В июне 1936 года городские власти решили осушить остатки крепостного рва подле Молоховских ворот. Тогда это была огромная гниющая лужа; когда спустили воду и осела муть, полутораметровый слой вонючего ила оказался битком набитым холодным и огнестрельным оружием. Здесь перемешались все эпохи, и рядом с татарской саблей мирно сосуществовал палаш начала века, а пулеметная лента лежала подле дуэльного пистолета. Чудо объяснялось просто: донная грязь сохранила не только оружие некогда штурмовавших крепость воинов, но и то, которое бросали в топь темными ночами Гражданской войны, не желая сдавать властям.

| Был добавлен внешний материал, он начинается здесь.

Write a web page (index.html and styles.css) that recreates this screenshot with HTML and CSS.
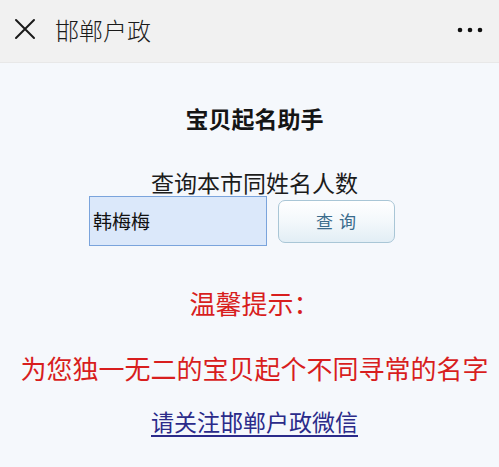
FILE: index.html
```html
<!DOCTYPE html>
<html lang="zh-CN">
<head>
<meta charset="utf-8">
<title>邯郸户政</title>
<link rel="stylesheet" href="styles.css">
</head>
<body>
<header class="topbar">
  <svg class="close" width="22" height="22" viewBox="0 0 22 22" aria-hidden="true">
    <path d="M2 2 L20 20 M20 2 L2 20" stroke="#1a1a1a" stroke-width="2" stroke-linecap="round" fill="none"/>
  </svg>
  <span class="topbar-title">邯郸户政</span>
  <svg class="more" width="26" height="6" viewBox="0 0 26 6" aria-hidden="true">
    <circle cx="3" cy="3" r="2.3" fill="#111"/>
    <circle cx="13" cy="3" r="2.3" fill="#111"/>
    <circle cx="23" cy="3" r="2.3" fill="#111"/>
  </svg>
</header>
<main class="page">
  <h1 class="title">宝贝起名助手</h1>
  <p class="subtitle">查询本市同姓名人数</p>
  <form class="query" onsubmit="return false">
    <input class="name-input" type="text" value="韩梅梅">
    <button class="query-btn" type="button">查&nbsp;询</button>
  </form>
  <p class="tip-head">温馨提示：</p>
  <p class="tip-line">为您独一无二的宝贝起个不同寻常的名字</p>
  <a class="follow" href="#">请关注邯郸户政微信</a>
</main>
</body>
</html>
```
FILE: styles.css
```css
html, body {
  margin: 0;
  padding: 0;
}
body {
  width: 499px;
  height: 467px;
  overflow: hidden;
  background: #f5f8fc;
  font-family: "Noto Sans CJK SC", "Noto Sans", sans-serif;
}
.topbar {
  height: 62px;
  background: #f1f1f1;
  border-bottom: 1px solid #e8e8e8;
  display: flex;
  align-items: center;
  padding: 0 16px 0 14px;
  box-sizing: content-box;
}
.close {
  margin-top: -4px;
}
.topbar-title {
  margin-left: 19px;
  margin-top: -4px;
  font-size: 24px;
  font-weight: 300;
  color: #1a1a1a;
}
.more {
  margin-left: auto;
  margin-top: -2px;
}
.page {
  display: flex;
  flex-direction: column;
  align-items: center;
  padding-left: 10px;
}
.title {
  margin: 40px 0 0;
  font-size: 23px;
  line-height: 30px;
  font-weight: 700;
  color: #151515;
}
.subtitle {
  margin: 35px 0 0;
  font-size: 23px;
  line-height: 28px;
  color: #1c1c1c;
}
.query {
  align-self: stretch;
  display: flex;
  align-items: center;
  gap: 11px;
  padding-left: 79px;
  margin: 0;
}
.name-input {
  width: 178px;
  height: 50px;
  box-sizing: border-box;
  border: 1px solid #7aa4dc;
  background: #dbe8fa;
  font-family: inherit;
  font-size: 19px;
  color: #111;
  padding: 0 0 2px 3px;
  margin: 0;
  outline: none;
}
.query-btn {
  width: 117px;
  height: 43px;
  box-sizing: border-box;
  border: 1.5px solid #a9c6d6;
  border-radius: 7px;
  background: linear-gradient(#ffffff 0%, #f3f8fb 50%, #e2eef5 100%);
  font-family: inherit;
  font-size: 17px;
  color: #3a6b8c;
  letter-spacing: 1px;
  padding: 0 0 2px;
  margin: 0;
}
.tip-head {
  margin: 39px 0 0;
  font-size: 26px;
  line-height: 36px;
  color: #d81e1e;
}
.tip-line {
  margin: 29px 0 0;
  font-size: 26px;
  line-height: 36px;
  color: #d81e1e;
  white-space: nowrap;
}
.follow {
  margin-top: 19px;
  font-size: 23px;
  line-height: 32px;
  color: #2b2b8a;
  text-decoration: underline;
  text-underline-offset: 4px;
}
```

Первыми о кладе, естественно, узнали мальчишки. Оружейный Клондайк ожил: десятки невероятно грязных Томов Сойеров искали свое сокровище. Нас кусали какие-то зловредные жуки, к нам присасывались пиявки, но оторвать нас от поисков было невозможно, пока за это дело не взялась милиция, а случилось это лишь на третий день. Мне досталась русская бердана без приклада, австрийский штык, сломанная офицерская сабля, почти целая пулеметная лента и великое множество самых разнообразных патронов – для винтовок, револьверов, пистолетов. Другим повезло, кому больше, кому меньше, – не в этом дело. Важно, что мы сами производили раскопки, отчетливо ощущая не денежную, а неуловимую историческую ценность находок. И это тоже было прекрасным уроком истории.
…Человек живет для себя только в детстве. Только в детстве он счастлив своим счастьем и сыт, набив собственный животик. Только в детстве он беспредельно искренен и беспредельно свободен. Только в детстве все гениальны и все красивы, все естественны, как природа, и, как природа, лишены тревог. Все – только в детстве, и поэтому мы так тянемся к нему, постарев, даже если оно было жестким, как солдатская шинель.
– Нет уже тех деревьев, под которыми ухаживал мой отец, – с тоскливой горечью поведал мне как-то один старый человек.
Нет уже тех деревьев, ибо «ВСЕ ПРОХОДИТ», как было написано на перстне царя Соломона. Все – кроме детства. Оно остается в нас пожизненно, потому что если «КТО ТЫ?» – плод взрослой твоей ипостаси, то «КАКОЙ ТЫ?» – творение детства твоего. Ибо корни твои в той земле, по которой ты ползал.
Я везу с ярмарки сокровище, которое не снилось ни королям, ни пиратам. И бережно перебираю золотые слитки воспоминаний о тех, кто одарил меня детством и согрел меня собственным сердцем…
Я не должен был появиться на свет. Я был приговорен, еще не начав жить, родными, близкими, знакомыми и всеми медицинскими светилами города Смоленска. Чахотка, сжигавшая маму, вступила в последнюю стадию, мамины дни были сочтены, и все тихо и твердо настаивали на немедленном прекращении беременности.
А меня так ждали! Войны вырывали мужчин из женских объятий, а в краткие мгновения, когда мужчины возвращались, ожесточение, опасности и стрельба за окном мешали любви и нежности: между мужчиной и женщиной лежал меч, как между Тристаном и Изольдой. Дети рождались неохотно, потому что мужчины не оставались до утра, и женщины робко плакали, провожая их в стылую темень. А смерть меняла одежды куда чаще, чем самая модная модница, прикидываясь сегодня тифом, завтра – случайной пулей, послезавтра – оспой или расстрелом по ошибке. И на все нужны были силы, и на все их хватало. На все – кроме детей. И я забрезжил как долгожданный рассвет после девятилетней ночи.